Although the face-off between incumbent Jeffrey Koch of Arlington and challenger Bruce Kraus of South Side Flats is technically the Democratic primary, the eventual nominee will be heavily favored to win in November since no Republican is on the ballot. That nominee should be Bruce Kraus.
We say this although we've seen growth by Mr. Koch, 45, since he joined council in March 2006, after winning a special election that included Mr. Kraus and six other candidates. This time it's a one-on-one affair for Democrats in Allentown, Arlington, Arlington Heights, Beltzhoover, Carrick, Knoxville, Mt. Washington, South Oakland, South Side Flats, South Side Slopes and St. Clair Village.
Mr. Koch, a former employee of the city public works department and a party committeeman, arrived on Pittsburgh council by the traditional route. He has familiar allies, with endorsements from the county Democratic Committee, Allegheny County Labor Council and various units of the United Auto Workers, Teamsters, Fire Fighters and Fraternal Order of Police -- all of which gives us pause.
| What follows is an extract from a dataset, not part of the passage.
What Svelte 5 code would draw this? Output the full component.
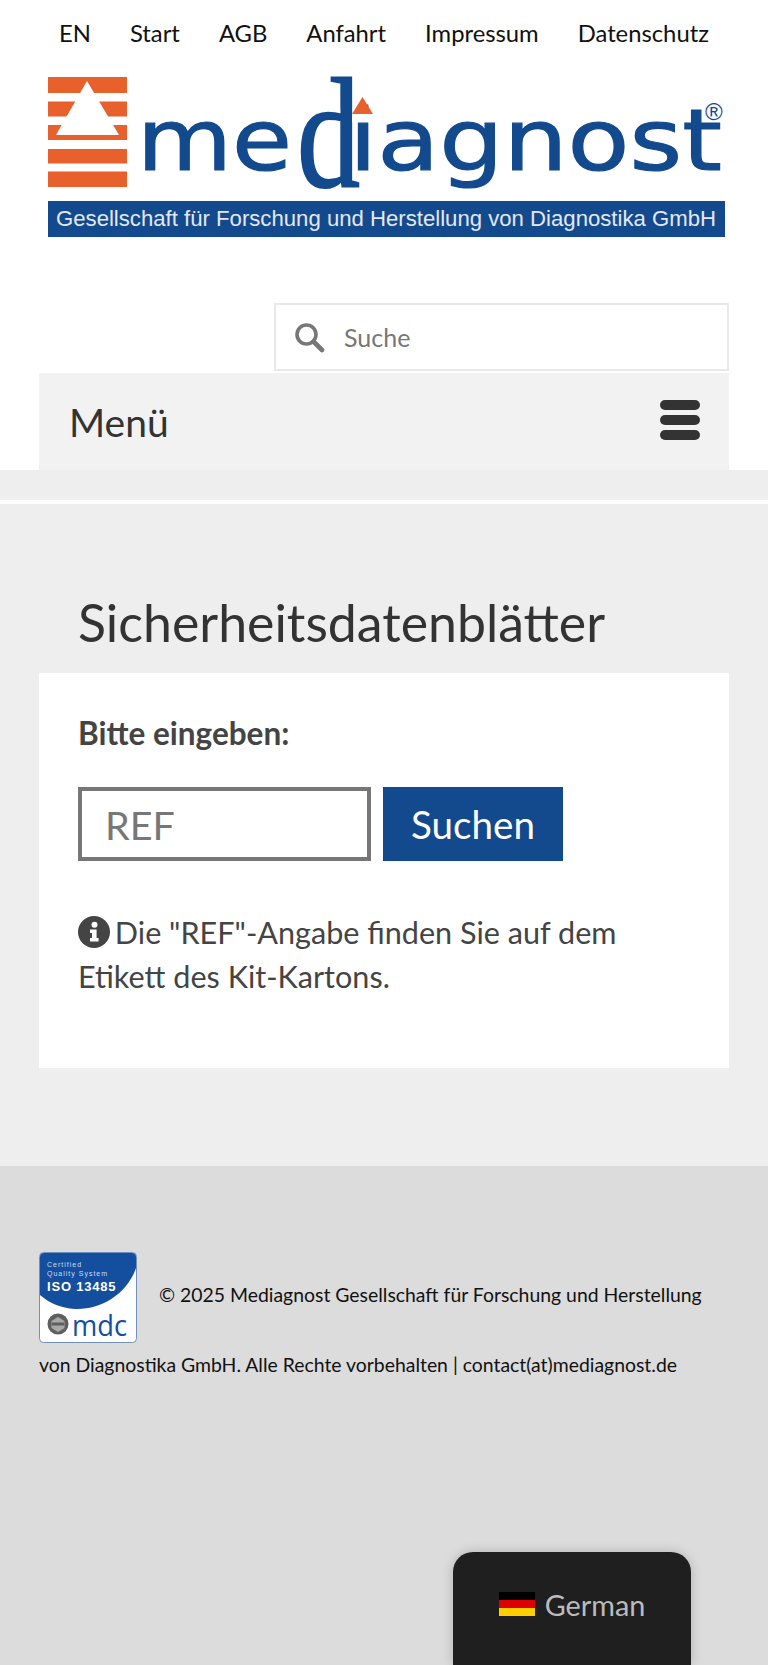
<script lang="ts">
	const links = ["EN", "Start", "AGB", "Anfahrt", "Impressum", "Datenschutz"];
</script>

<div class="page">
	<nav class="top">
		{#each links as link}
			<span>{link}</span>
		{/each}
	</nav>

	<div class="logo">
		<svg viewBox="0 0 678 162" width="678" height="162" role="img" aria-label="mediagnost">
			<!-- pyramid mark -->
			<g fill="#e8602c">
				<rect x="1" y="1" width="79" height="16" />
				<rect x="1" y="25.5" width="79" height="15" />
				<rect x="1" y="49" width="79" height="15" />
				<rect x="1" y="73" width="79" height="14.5" />
				<rect x="1" y="95.5" width="79" height="15.5" />
			</g>
			<path d="M40 5 L72 59 L9 59 Z" fill="#fff" />
			<text class="word" x="90" y="94" textLength="155" lengthAdjust="spacingAndGlyphs">me</text>
			<text class="big-d" x="250" y="110" textLength="63" lengthAdjust="spacingAndGlyphs">d</text>
			<text class="word" x="302" y="94" textLength="373" lengthAdjust="spacingAndGlyphs">iagnost</text>
			<path d="M305 38 H326 V46 H305 Z" fill="#fff" />
			<path d="M315.5 21 L326 38 L305 38 Z" fill="#e8602c" />
			<text class="reg" x="658" y="44">®</text>
			<rect x="1" y="125" width="678" height="36" fill="#134a8e" />
			<text class="tag" x="9" y="150" textLength="660" lengthAdjust="spacingAndGlyphs">Gesellschaft für Forschung und Herstellung von Diagnostika GmbH</text>
		</svg>
	</div>

	<div class="search-row">
		<div class="search">
			<svg class="glass" viewBox="0 0 32 32" width="32" height="32" aria-hidden="true">
				<circle cx="13.5" cy="13.5" r="9.5" fill="none" stroke="#777" stroke-width="3.6" />
				<path d="M20.5 20.5 L29 29" stroke="#777" stroke-width="4.6" stroke-linecap="round" />
			</svg>
			<span>Suche</span>
		</div>
	</div>

	<div class="menu-wrap">
		<div class="menu">
			<span>Menü</span>
			<div class="burger"><i></i><i></i><i></i></div>
		</div>
	</div>

	<div class="band"></div>

	<main>
		<h1>Sicherheitsdatenblätter</h1>
		<section class="card">
			<p class="label">Bitte eingeben:</p>
			<div class="form">
				<div class="input">REF</div>
				<div class="btn">Suchen</div>
			</div>
			<p class="hint">
				<svg viewBox="0 0 32 32" width="32" height="32" aria-hidden="true">
					<circle cx="16" cy="16" r="16" fill="#444" />
					<circle cx="16.5" cy="8.8" r="3" fill="#fff" />
					<path d="M12 13.5 H18.6 V22 H20.6 V25.5 H12 V22 H14 V17 H12 Z" fill="#fff" />
				</svg>
				Die "REF"-Angabe finden Sie auf dem Etikett des Kit-Kartons.
			</p>
		</section>
	</main>

	<footer>
		<p>
			<svg class="badge" viewBox="0 0 98 91" width="98" height="91" role="img" aria-label="ISO 13485">
				<rect x=".5" y=".5" width="97" height="90" rx="4" fill="#fff" stroke="#6f8fbd" />
				<path d="M1 5 Q1 1 5 1 H93 Q97 1 97 5 V16 C88 42 62 58 36 57 C22 56 10 51 1 43 Z" fill="#134f9e" />
				<text class="cert" x="8" y="15">Certified</text>
				<text class="cert" x="8" y="24">Quality System</text>
				<text class="iso" x="8" y="39">ISO 13485</text>
				<circle cx="19" cy="72" r="10.5" fill="#5f5f5f" />
				<path d="M19 65 L25.5 69 V76 L19 80 L12.5 76 V69 Z" fill="#a8a8a8" />
				<path d="M13 72 H25" stroke="#5f5f5f" stroke-width="3" />
				<text class="mdc" x="33" y="84" textLength="55" lengthAdjust="spacingAndGlyphs">mdc</text>
			</svg>
			© 2025 Mediagnost Gesellschaft für Forschung und Herstellung von Diagnostika GmbH. Alle Rechte vorbehalten | contact(at)mediagnost.de
		</p>
	</footer>

	<div class="lang">
		<svg viewBox="0 0 36 24" width="36" height="24" aria-hidden="true">
			<rect width="36" height="8" fill="#000" />
			<rect y="8" width="36" height="8" fill="#dd0000" />
			<rect y="16" width="36" height="8" fill="#ffce00" />
		</svg>
		<span>German</span>
	</div>
</div>

<style>
	:global(body) {
		margin: 0;
		background: #fff;
	}

	.page {
		position: relative;
		width: 768px;
		height: 1665px;
		overflow: hidden;
		font-family: Lato, "Open Sans", sans-serif;
		color: #333;
	}

	.top {
		display: flex;
		justify-content: center;
		gap: 39px;
		padding-top: 19px;
		height: 57px;
		box-sizing: border-box;
		font-size: 23.8px;
		line-height: 28px;
		color: #111;
	}

	.logo {
		padding: 19px 0 0 47px;
		height: 200px;
	}

	.logo svg {
		display: block;
	}

	.word {
		font-family: "DejaVu Sans", sans-serif;
		font-size: 86px;
		fill: #134a8e;
		stroke: #134a8e;
		stroke-width: 1.2px;
	}

	.big-d {
		font-family: "Liberation Serif", serif;
		font-size: 157px;
		fill: #134a8e;
		stroke: #134a8e;
		stroke-width: 2px;
	}

	.reg {
		font-family: "Liberation Sans", sans-serif;
		font-size: 24px;
		fill: #134a8e;
	}

	.tag {
		font-family: "Liberation Sans", sans-serif;
		font-size: 22px;
		fill: #e4e8f0;
	}

	.search-row {
		display: flex;
		justify-content: flex-end;
		padding: 27px 39px 2px 0;
		height: 68px;
	}

	.search {
		width: 455px;
		box-sizing: border-box;
		border: 2px solid #e8e8e8;
		display: flex;
		align-items: center;
		padding-left: 17px;
		gap: 19px;
		font-size: 25px;
		color: #777;
	}

	.menu-wrap {
		padding: 0 39px;
	}

	.menu {
		height: 97px;
		background: #f2f2f2;
		display: flex;
		align-items: center;
		justify-content: space-between;
		padding: 0 29px 0 30px;
		font-size: 39px;
		color: #333;
	}

	.burger {
		display: flex;
		flex-direction: column;
		gap: 5px;
		margin-bottom: 4px;
	}

	.burger i {
		display: block;
		width: 40px;
		height: 10px;
		border-radius: 5px;
		background: #333;
	}

	.band {
		height: 30px;
		background: #eee;
		margin-bottom: 4px;
	}

	main {
		background: #eee;
		height: 662px;
		padding: 0 39px;
		box-sizing: border-box;
	}

	h1 {
		margin: 0;
		padding: 87px 0 0 39px;
		height: 169px;
		box-sizing: border-box;
		font-size: 51.8px;
		line-height: 62px;
		font-weight: 400;
		color: #333;
	}

	.card {
		background: #fff;
		height: 395px;
		padding: 42px 39px 0;
		box-sizing: border-box;
	}

	.label {
		margin: 0 0 36px;
		font-size: 31.5px;
		line-height: 36px;
		font-weight: 700;
		color: #444;
	}

	.form {
		display: flex;
		gap: 12px;
	}

	.input {
		width: 293px;
		height: 74px;
		box-sizing: border-box;
		border: 4px solid #777;
		padding-left: 23px;
		display: flex;
		align-items: center;
		font-size: 39.5px;
		color: #777;
	}

	.btn {
		width: 180px;
		height: 74px;
		background: #134a8e;
		color: #fff;
		display: flex;
		align-items: center;
		justify-content: center;
		font-size: 38.6px;
	}

	.hint {
		margin: 50px 0 0;
		font-size: 30.6px;
		line-height: 44px;
		color: #444;
	}

	.hint svg {
		vertical-align: -4px;
		margin-right: -3px;
	}

	footer {
		background: #dcdcdc;
		height: 499px;
		padding: 86px 39px 0;
		box-sizing: border-box;
	}

	footer p {
		margin: 0;
		font-size: 19.4px;
		line-height: 44px;
		color: #111;
	}

	.badge {
		vertical-align: middle;
		margin-right: 17px;
	}

	.cert {
		font-family: "Liberation Sans", sans-serif;
		font-size: 7px;
		letter-spacing: 1px;
		fill: #cfdcf0;
	}

	.iso {
		font-family: "Liberation Sans", sans-serif;
		font-size: 13px;
		font-weight: 700;
		letter-spacing: 0.8px;
		fill: #fff;
	}

	.mdc {
		font-family: "Open Sans", sans-serif;
		font-size: 30px;
		fill: #134f9e;
	}

	.lang {
		position: absolute;
		left: 453px;
		top: 1552px;
		width: 238px;
		height: 113px;
		background: #1f1f1f;
		border-radius: 20px 20px 0 0;
		box-shadow: 0 0 12px rgba(0, 0, 0, 0.2);
		display: flex;
		align-items: flex-start;
		justify-content: center;
		gap: 10px;
		padding-top: 34px;
		box-sizing: border-box;
		font-size: 28.8px;
		line-height: 38px;
		color: #bbb;
	}

	.lang svg {
		margin-top: 6px;
		height: 24px;
	}
</style>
Pittsburgh is a city that requires courageous decisions on spending. Public-employee contracts, pension debt and streamlining the workforce are live-or-die issues for a government in fiscal distress. What happens when the needs of a councilman's powerful backers collide with the interests of taxpayers?
Councilman Koch clearly has a desire to work for the district. He is pushing legislation to limit the number of liquor licenses in dense business zones like Carson Street, lobbying the Port Authority to complete the East Warrington Avenue resurfacing project and working to obtain federal Weed and Seed funds for anti-crime programs.
But Mr. Kraus, 53, is the more independent choice.
The challenger is a forceful and articulate advocate for the district. As the operator of an interior design firm, he knows the city both as a resident and as a business owner. He has grown impatient with city government's approach to bar patrons whose drunken revelry trashes the neighborhood around Carson Street and he finds the councilman's liquor-license legislation poorly crafted and timed for election-season benefit.
Even without being on council, Mr. Kraus has rolled up his sleeves on behalf of the community -- as chair of the Pittsburgh Anti-Graffiti Task Force, an original member of the Clean Pittsburgh Commission, a board member of the South Side Community, president of the South Side Chamber of Commerce and a player in the United Way Neighborhood Leadership Program to promote healthy living habits.
The candidates agree on many issues, but we give the edge -- and our endorsement -- to Bruce Kraus because of his citizen involvement and his independent voice.